Почему мне не заткнули рот, не завязали глаза и не привязали мои конечности к столбам моей же постели?
— Чтобы ты смогла освободить меня, — говорит он, читая мои мысли.
Холодок бежит по моей спине.
— Айзек, я боюсь.
Он придвигается и обнимает меня за плечи.
— Я тоже.
Когда дома теплеет, а наши конечности снова могут двигаться, мы открываем люк и спускаемся вниз. И теперь сидим за столом на кухне друг против друга. У наших глаз остекленевший взгляд двух человек, находящихся в шоке. Хотя я не сомневаюсь, что мы будем быстры как кошки, если понадобится действовать. Прикасаюсь к ручке ножа. Айзек и я положили свои ножи на стол перед собой, их остриё направлены в сторону другого. Ему не обязательно что-то говорить мне, чтобы знать, что у него на лице написано подозрение. Как и у меня. Мы выглядим глупо: похищены, заперты в доме и ожидаем, что тот, кто это сделал, вернётся.
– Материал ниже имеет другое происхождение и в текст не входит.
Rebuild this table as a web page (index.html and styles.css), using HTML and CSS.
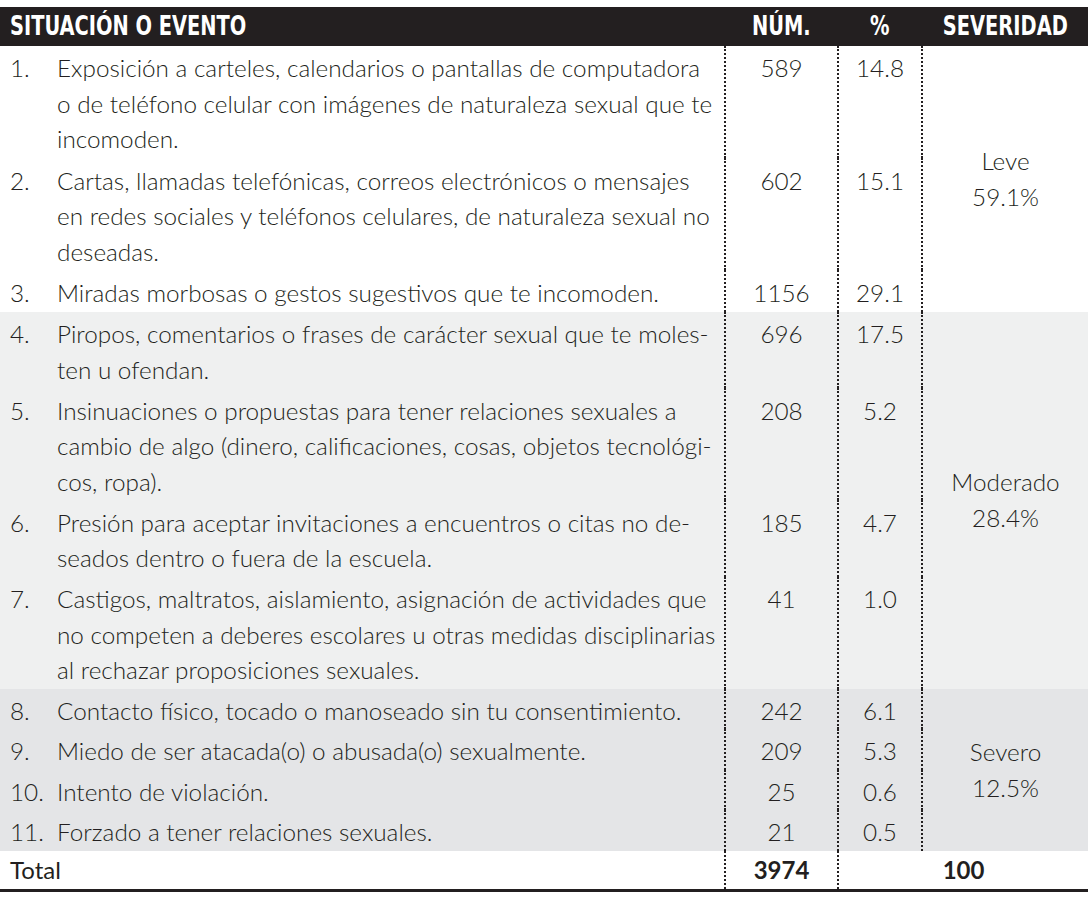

— Выкуп, — говорю я. Мой голос скрипит. Он застревает в горле, прежде чем я могу сказать что-нибудь ещё. Сглатываю и смотрю на Айзека.
Он рыщет глазами по углам комнаты. Его нога дёргается вверх и вниз, я могу чувствовать вибрации через дерево. Каждые несколько минут Айзек переводит глаза от окна к двери.
— Может быть…
Ощущаю паузу, после «может быть». Он хочет сказать больше, но мне не доверяет. И если бы я действительно вникла в свою теорию, она, скорее всего, развалилась бы. Похищения с целью выкупа быстрые и грязные; пистолет, приставленный к голове, скорые требования. Без клавиатуры на двери и достаточного количества продовольствия, чтобы переждать одну из долгих зим как в книгах Джорджа Мартина (Прим. ред.: Джордж Рэймонд Ричард Мартин — современный американский писатель-фантаст, сценарист, продюсер и редактор, лауреат многих литературных премий). Я кладу руки на стол, кончики пальцев повёрнуты внутрь, и опускаю на них подбородок. Мой мизинец касается ручки ножа.
Мы ждём.
В хижине столь устрашающе тихо, что мы могли бы услышать приближающийся автомобиль или человека за милю, но мы всё же продолжаем прислушиваться. Ожидание... ожидание. Наконец, Айзек встаёт. Я слышу, как он ходит из комнаты в комнату. Интересно, он что-то ищет, или ему просто нужно двигаться. Понимаю, что, скорее всего, последнее. Он не может сидеть на месте, когда нервничает. Когда мужчина возвращается на кухню, я нарушаю молчание:
— Что, если они не вернутся?
Он долго не отвечает.
— Здесь есть кладовая, вон там, — Айзек кивает в сторону узкой двери левее стола. — Она снабжена продовольствием, достаточным, чтобы продержаться несколько месяцев. Там двадцатикилограммовый мешок муки. Но дров достаточно только на несколько недель. Четыре, самое большее, если мы их растянем.